* GOAL OF THE EXERCISE
Set the listing down again exactly, please, apart from its pictures.

* TASK INPUT
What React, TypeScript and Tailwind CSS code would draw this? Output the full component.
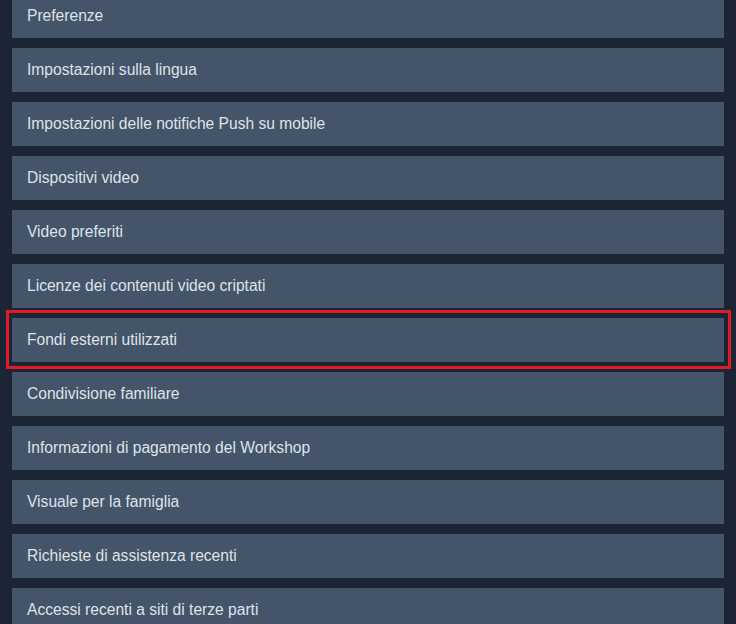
import React from "react";

const items = [
  "Preferenze",
  "Impostazioni sulla lingua",
  "Impostazioni delle notifiche Push su mobile",
  "Dispositivi video",
  "Video preferiti",
  "Licenze dei contenuti video criptati",
  "Fondi esterni utilizzati",
  "Condivisione familiare",
  "Informazioni di pagamento del Workshop",
  "Visuale per la famiglia",
  "Richieste di assistenza recenti",
  "Accessi recenti a siti di terze parti",
];

export default function App() {
  return (
    <div
      className="w-[736px] h-[624px] overflow-hidden bg-[#1b2536]"
      style={{ fontFamily: '"Liberation Sans", Arial, sans-serif' }}
    >
      <div className="flex flex-col gap-[10px] pl-[12px] pr-[12px] mt-[-6px]">
        {items.map((t, i) =>
          i === 6 ? (
            <div key={t} className="ml-[-6px] mr-[-7px] mt-[-8px] mb-[-7px] border-[3px] border-[#e01b24] pl-[3px] pr-[4px] pt-[5px] pb-[4px]">
              <div className="h-[44px] bg-[#445469] flex items-center pl-[15px] text-[15.6px] text-[#dfe3e8]">
                {t}
              </div>
            </div>
          ) : (
            <div key={t} className="h-[44px] bg-[#445469] flex items-center pl-[15px] text-[15.6px] text-[#dfe3e8]">
              {t}
            </div>
          )
        )}
      </div>
    </div>
  );
}
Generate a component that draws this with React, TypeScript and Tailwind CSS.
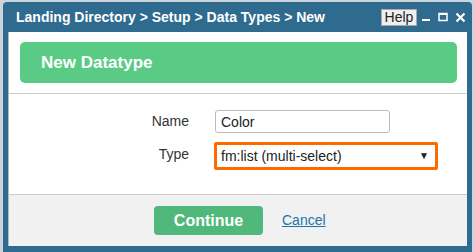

* RIGHT ANSWER
What React, TypeScript and Tailwind CSS code would draw this? Output the full component.
import React from "react";

const items = [
  "Preferenze",
  "Impostazioni sulla lingua",
  "Impostazioni delle notifiche Push su mobile",
  "Dispositivi video",
  "Video preferiti",
  "Licenze dei contenuti video criptati",
  "Fondi esterni utilizzati",
  "Condivisione familiare",
  "Informazioni di pagamento del Workshop",
  "Visuale per la famiglia",
  "Richieste di assistenza recenti",
  "Accessi recenti a siti di terze parti",
];

export default function App() {
  return (
    <div
      className="w-[736px] h-[624px] overflow-hidden bg-[#1b2536]"
      style={{ fontFamily: '"Liberation Sans", Arial, sans-serif' }}
    >
      <div className="flex flex-col gap-[10px] pl-[12px] pr-[12px] mt-[-6px]">
        {items.map((t, i) =>
          i === 6 ? (
            <div key={t} className="ml-[-6px] mr-[-7px] mt-[-8px] mb-[-7px] border-[3px] border-[#e01b24] pl-[3px] pr-[4px] pt-[5px] pb-[4px]">
              <div className="h-[44px] bg-[#445469] flex items-center pl-[15px] text-[15.6px] text-[#dfe3e8]">
                {t}
              </div>
            </div>
          ) : (
            <div key={t} className="h-[44px] bg-[#445469] flex items-center pl-[15px] text-[15.6px] text-[#dfe3e8]">
              {t}
            </div>
          )
        )}
      </div>
    </div>
  );
}
Generate a component that draws this with React, TypeScript and Tailwind CSS.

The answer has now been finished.